§ **PROBLEM REQUIREMENTS**: Extract the whole listing as it stands. Do not include the pictures.

::: DATASET EXCERPT

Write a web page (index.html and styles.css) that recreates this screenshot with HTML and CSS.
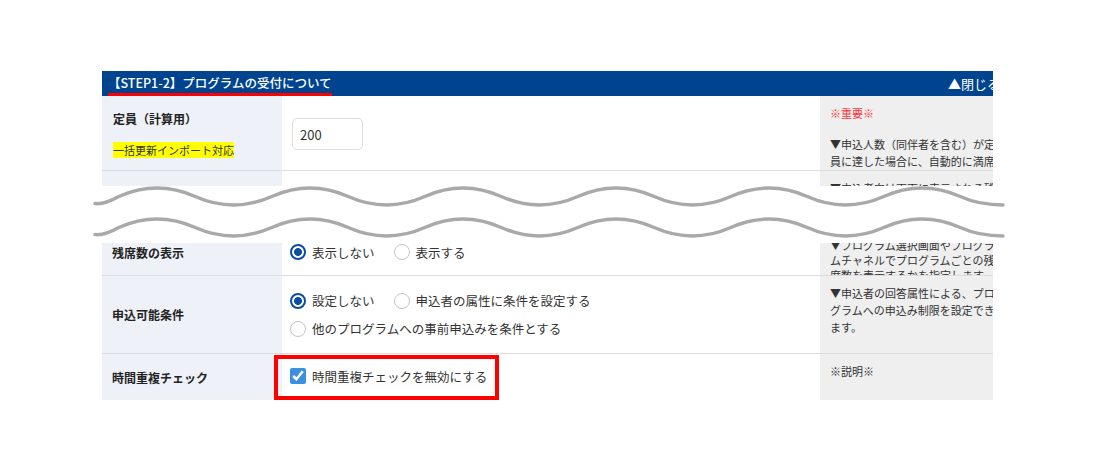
FILE: index.html
```html
<!DOCTYPE html>
<html lang="ja">
<head>
    <meta charset="UTF-8">
    <meta name="viewport" content="width=device-width, initial-scale=1.0">
    <title>プログラムの受付について</title>
    <link rel="stylesheet" href="styles.css">
</head>
<body>
    <div class="page">
        <div class="piece piece-top">
            <div class="sheet">
                <div class="step-head">
                    <span class="step-title">【STEP1-2】プログラムの受付について</span>
                    <span class="step-close">▲閉じる</span>
                </div>
                <div class="row row-capacity">
                    <div class="cell-label">
                        <div class="label-text">定員（計算用）</div>
                        <div class="import-tag"><span>一括更新インポート対応</span></div>
                    </div>
                    <div class="cell-body">
                        <input class="num-input" type="text" value="200">
                    </div>
                    <div class="cell-note">
                        <p class="note-important">※重要※</p>
                        <p>▼申込人数（同伴者を含む）が定員に達した場合に、自動的に満席となります。</p>
                    </div>
                </div>
                <div class="row row-cut">
                    <div class="cell-label"></div>
                    <div class="cell-body"></div>
                    <div class="cell-note">
                        <p>▼申込者向け画面に表示される残席数の設定です。</p>
                    </div>
                </div>
            </div>
        </div>

        <div class="break">
            <svg width="920" height="57" viewBox="0 0 920 57">
                <g fill="none" stroke="#a9a9a9" stroke-width="3.5" stroke-linecap="round">
                    <path d="M5 17.5 C13 18.5 21 14.9 28.75 10.5 Q67 -6.5 105.25 10.5 T181.75 10.5 T258.25 10.5 T334.75 10.5 T411.25 10.5 T487.75 10.5 T564.25 10.5 T640.75 10.5 T717.25 10.5 T793.75 10.5 T870.25 10.5 C880 14.9 895 19 913 19"/>
                    <path transform="translate(0 31)" d="M5 17.5 C13 18.5 21 14.9 28.75 10.5 Q67 -6.5 105.25 10.5 T181.75 10.5 T258.25 10.5 T334.75 10.5 T411.25 10.5 T487.75 10.5 T564.25 10.5 T640.75 10.5 T717.25 10.5 T793.75 10.5 T870.25 10.5 C880 14.9 895 19 913 19"/>
                </g>
            </svg>
        </div>

        <div class="piece piece-bottom">
            <div class="sheet">
                <div class="row row-seats">
                    <div class="cell-label">残席数の表示</div>
                    <div class="cell-body">
                        <div class="opt-line">
                            <label class="opt"><input type="radio" name="seats" checked>表示しない</label>
                            <label class="opt"><input type="radio" name="seats">表示する</label>
                        </div>
                    </div>
                    <div class="cell-note">
                        <p>▼プログラム選択画面やプログラムチャネルでプログラムごとの残席数を表示するかを指定します。</p>
                    </div>
                </div>
                <div class="row row-cond">
                    <div class="cell-label">申込可能条件</div>
                    <div class="cell-body">
                        <div class="opt-line">
                            <label class="opt"><input type="radio" name="cond" checked>設定しない</label>
                            <label class="opt"><input type="radio" name="cond">申込者の属性に条件を設定する</label>
                        </div>
                        <div class="opt-line">
                            <label class="opt"><input type="radio" name="cond">他のプログラムへの事前申込みを条件とする</label>
                        </div>
                    </div>
                    <div class="cell-note">
                        <p>▼申込者の回答属性による、プログラムへの申込み制限を設定できます。</p>
                    </div>
                </div>
                <div class="row row-dup">
                    <div class="cell-label">時間重複チェック</div>
                    <div class="cell-body">
                        <label class="dup-mark"><input type="checkbox" checked>時間重複チェックを無効にする</label>
                    </div>
                    <div class="cell-note">
                        <p>※説明※</p>
                    </div>
                </div>
            </div>
        </div>
    </div>
</body>
</html>
```

FILE: styles.css
```css
body {
    margin: 0;
    font-family: "Noto Sans CJK JP", "Noto Sans", sans-serif;
    color: #333;
    background-color: #fff;
}
.page {
    padding: 71px 0 0 102px;
}
.piece {
    width: 891px;
    overflow: hidden;
}
.piece-top {
    height: 115px;
}
.piece-bottom {
    padding-bottom: 6px;
}
.sheet {
    width: 918px;
}
.step-head {
    height: 25px;
    background-color: #00448f;
    color: #fff;
    font-size: 13px;
    display: flex;
    justify-content: space-between;
    padding: 0 20px 0 6px;
}
.step-title {
    padding-top: 2px;
    line-height: 20px;
    border-bottom: 3px solid #f00;
    font-size: 12.5px;
    font-weight: 500;
}
.step-close {
    line-height: 25px;
}
.row {
    display: grid;
    grid-template-columns: 180px 538px 200px;
    grid-template-rows: minmax(0, 1fr);
    border-bottom: 1px solid #ddd;
    box-sizing: border-box;
    overflow: hidden;
}
.cell-label {
    background-color: #eef2f8;
    padding-left: 10px;
    font-size: 12px;
    font-weight: bold;
    color: #222;
    display: flex;
    align-items: center;
}
.cell-body {
    padding-left: 8px;
    display: flex;
    flex-direction: column;
    justify-content: center;
    align-items: flex-start;
    font-size: 12.5px;
}
.cell-note {
    background-color: #efefef;
    padding: 9px 22px 0 10px;
    font-size: 11px;
    line-height: 17px;
    overflow: hidden;
}
.cell-note p {
    margin: 0;
}
.note-important {
    color: #f33;
}
.cell-note .note-important {
    margin-bottom: 14px;
}

/* row 1 */
.row-capacity {
    height: 75px;
}
.row-capacity .cell-label {
    display: block;
    padding-top: 14px;
    padding-left: 11px;
}
.label-text {
    line-height: 18px;
}
.import-tag {
    margin-top: 14px;
    font-size: 11px;
    font-weight: normal;
    line-height: 16px;
}
.import-tag span {
    background-color: #ff0;
    color: #333;
}
.row-capacity .cell-body {
    justify-content: flex-start;
    padding: 22px 0 0 10px;
}
.num-input {
    width: 71px;
    height: 32px;
    box-sizing: border-box;
    border: 1px solid #ddd;
    border-radius: 5px;
    padding: 0 7px;
    font-family: inherit;
    font-size: 13px;
    color: #333;
}
.row-cut {
    height: 46px;
}

/* bottom rows */
.row-seats {
    margin-top: -14px;
    height: 47px;
}
.row-seats .cell-note {
    line-height: 15px;
}
.row-cond {
    height: 78px;
}
.row-dup {
    height: 46px;
    border-bottom: none;
    overflow: visible;
}
.opt-line {
    display: flex;
    align-items: center;
    height: 28px;
}
.opt {
    display: inline-flex;
    align-items: center;
    gap: 6px;
    margin-right: 19px;
}
.opt input {
    appearance: none;
    flex: none;
    width: 16px;
    height: 16px;
    margin: 0;
    box-sizing: border-box;
    border: 1.5px solid #c4c4c4;
    border-radius: 50%;
    background: #fff;
}
.opt input:checked {
    border: 2px solid #0a4ea3;
    background: radial-gradient(circle, #0a4ea3 0 3.6px, #fff 4.2px);
}
.row-dup .cell-body {
    justify-content: flex-start;
}
.dup-mark {
    display: inline-flex;
    align-items: center;
    gap: 6px;
    height: 47px;
    box-sizing: border-box;
    border: 4px solid #f00;
    padding: 0 8px 3px 12px;
    margin: 1px 0 0 -16px;
}
.dup-mark input {
    width: 16px;
    height: 16px;
    margin: 0;
    accent-color: #3d8fe0;
}
.break {
    height: 57px;
    margin-left: -12px;
}
.break svg {
    display: block;
    overflow: visible;
}
```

::::::

§ **SOLUTION FOR THIS PROBLEM**:
Write a web page (index.html and styles.css) that recreates this screenshot with HTML and CSS.
FILE: index.html
```html
<!DOCTYPE html>
<html lang="ja">
<head>
    <meta charset="UTF-8">
    <meta name="viewport" content="width=device-width, initial-scale=1.0">
    <title>プログラムの受付について</title>
    <link rel="stylesheet" href="styles.css">
</head>
<body>
    <div class="page">
        <div class="piece piece-top">
            <div class="sheet">
                <div class="step-head">
                    <span class="step-title">【STEP1-2】プログラムの受付について</span>
                    <span class="step-close">▲閉じる</span>
                </div>
                <div class="row row-capacity">
                    <div class="cell-label">
                        <div class="label-text">定員（計算用）</div>
                        <div class="import-tag"><span>一括更新インポート対応</span></div>
                    </div>
                    <div class="cell-body">
                        <input class="num-input" type="text" value="200">
                    </div>
                    <div class="cell-note">
                        <p class="note-important">※重要※</p>
                        <p>▼申込人数（同伴者を含む）が定員に達した場合に、自動的に満席となります。</p>
                    </div>
                </div>
                <div class="row row-cut">
                    <div class="cell-label"></div>
                    <div class="cell-body"></div>
                    <div class="cell-note">
                        <p>▼申込者向け画面に表示される残席数の設定です。</p>
                    </div>
                </div>
            </div>
        </div>

        <div class="break">
            <svg width="920" height="57" viewBox="0 0 920 57">
                <g fill="none" stroke="#a9a9a9" stroke-width="3.5" stroke-linecap="round">
                    <path d="M5 17.5 C13 18.5 21 14.9 28.75 10.5 Q67 -6.5 105.25 10.5 T181.75 10.5 T258.25 10.5 T334.75 10.5 T411.25 10.5 T487.75 10.5 T564.25 10.5 T640.75 10.5 T717.25 10.5 T793.75 10.5 T870.25 10.5 C880 14.9 895 19 913 19"/>
                    <path transform="translate(0 31)" d="M5 17.5 C13 18.5 21 14.9 28.75 10.5 Q67 -6.5 105.25 10.5 T181.75 10.5 T258.25 10.5 T334.75 10.5 T411.25 10.5 T487.75 10.5 T564.25 10.5 T640.75 10.5 T717.25 10.5 T793.75 10.5 T870.25 10.5 C880 14.9 895 19 913 19"/>
                </g>
            </svg>
        </div>

        <div class="piece piece-bottom">
            <div class="sheet">
                <div class="row row-seats">
                    <div class="cell-label">残席数の表示</div>
                    <div class="cell-body">
                        <div class="opt-line">
                            <label class="opt"><input type="radio" name="seats" checked>表示しない</label>
                            <label class="opt"><input type="radio" name="seats">表示する</label>
                        </div>
                    </div>
                    <div class="cell-note">
                        <p>▼プログラム選択画面やプログラムチャネルでプログラムごとの残席数を表示するかを指定します。</p>
                    </div>
                </div>
                <div class="row row-cond">
                    <div class="cell-label">申込可能条件</div>
                    <div class="cell-body">
                        <div class="opt-line">
                            <label class="opt"><input type="radio" name="cond" checked>設定しない</label>
                            <label class="opt"><input type="radio" name="cond">申込者の属性に条件を設定する</label>
                        </div>
                        <div class="opt-line">
                            <label class="opt"><input type="radio" name="cond">他のプログラムへの事前申込みを条件とする</label>
                        </div>
                    </div>
                    <div class="cell-note">
                        <p>▼申込者の回答属性による、プログラムへの申込み制限を設定できます。</p>
                    </div>
                </div>
                <div class="row row-dup">
                    <div class="cell-label">時間重複チェック</div>
                    <div class="cell-body">
                        <label class="dup-mark"><input type="checkbox" checked>時間重複チェックを無効にする</label>
                    </div>
                    <div class="cell-note">
                        <p>※説明※</p>
                    </div>
                </div>
            </div>
        </div>
    </div>
</body>
</html>
```

FILE: styles.css
```css
body {
    margin: 0;
    font-family: "Noto Sans CJK JP", "Noto Sans", sans-serif;
    color: #333;
    background-color: #fff;
}
.page {
    padding: 71px 0 0 102px;
}
.piece {
    width: 891px;
    overflow: hidden;
}
.piece-top {
    height: 115px;
}
.piece-bottom {
    padding-bottom: 6px;
}
.sheet {
    width: 918px;
}
.step-head {
    height: 25px;
    background-color: #00448f;
    color: #fff;
    font-size: 13px;
    display: flex;
    justify-content: space-between;
    padding: 0 20px 0 6px;
}
.step-title {
    padding-top: 2px;
    line-height: 20px;
    border-bottom: 3px solid #f00;
    font-size: 12.5px;
    font-weight: 500;
}
.step-close {
    line-height: 25px;
}
.row {
    display: grid;
    grid-template-columns: 180px 538px 200px;
    grid-template-rows: minmax(0, 1fr);
    border-bottom: 1px solid #ddd;
    box-sizing: border-box;
    overflow: hidden;
}
.cell-label {
    background-color: #eef2f8;
    padding-left: 10px;
    font-size: 12px;
    font-weight: bold;
    color: #222;
    display: flex;
    align-items: center;
}
.cell-body {
    padding-left: 8px;
    display: flex;
    flex-direction: column;
    justify-content: center;
    align-items: flex-start;
    font-size: 12.5px;
}
.cell-note {
    background-color: #efefef;
    padding: 9px 22px 0 10px;
    font-size: 11px;
    line-height: 17px;
    overflow: hidden;
}
.cell-note p {
    margin: 0;
}
.note-important {
    color: #f33;
}
.cell-note .note-important {
    margin-bottom: 14px;
}

/* row 1 */
.row-capacity {
    height: 75px;
}
.row-capacity .cell-label {
    display: block;
    padding-top: 14px;
    padding-left: 11px;
}
.label-text {
    line-height: 18px;
}
.import-tag {
    margin-top: 14px;
    font-size: 11px;
    font-weight: normal;
    line-height: 16px;
}
.import-tag span {
    background-color: #ff0;
    color: #333;
}
.row-capacity .cell-body {
    justify-content: flex-start;
    padding: 22px 0 0 10px;
}
.num-input {
    width: 71px;
    height: 32px;
    box-sizing: border-box;
    border: 1px solid #ddd;
    border-radius: 5px;
    padding: 0 7px;
    font-family: inherit;
    font-size: 13px;
    color: #333;
}
.row-cut {
    height: 46px;
}

/* bottom rows */
.row-seats {
    margin-top: -14px;
    height: 47px;
}
.row-seats .cell-note {
    line-height: 15px;
}
.row-cond {
    height: 78px;
}
.row-dup {
    height: 46px;
    border-bottom: none;
    overflow: visible;
}
.opt-line {
    display: flex;
    align-items: center;
    height: 28px;
}
.opt {
    display: inline-flex;
    align-items: center;
    gap: 6px;
    margin-right: 19px;
}
.opt input {
    appearance: none;
    flex: none;
    width: 16px;
    height: 16px;
    margin: 0;
    box-sizing: border-box;
    border: 1.5px solid #c4c4c4;
    border-radius: 50%;
    background: #fff;
}
.opt input:checked {
    border: 2px solid #0a4ea3;
    background: radial-gradient(circle, #0a4ea3 0 3.6px, #fff 4.2px);
}
.row-dup .cell-body {
    justify-content: flex-start;
}
.dup-mark {
    display: inline-flex;
    align-items: center;
    gap: 6px;
    height: 47px;
    box-sizing: border-box;
    border: 4px solid #f00;
    padding: 0 8px 3px 12px;
    margin: 1px 0 0 -16px;
}
.dup-mark input {
    width: 16px;
    height: 16px;
    margin: 0;
    accent-color: #3d8fe0;
}
.break {
    height: 57px;
    margin-left: -12px;
}
.break svg {
    display: block;
    overflow: visible;
}
```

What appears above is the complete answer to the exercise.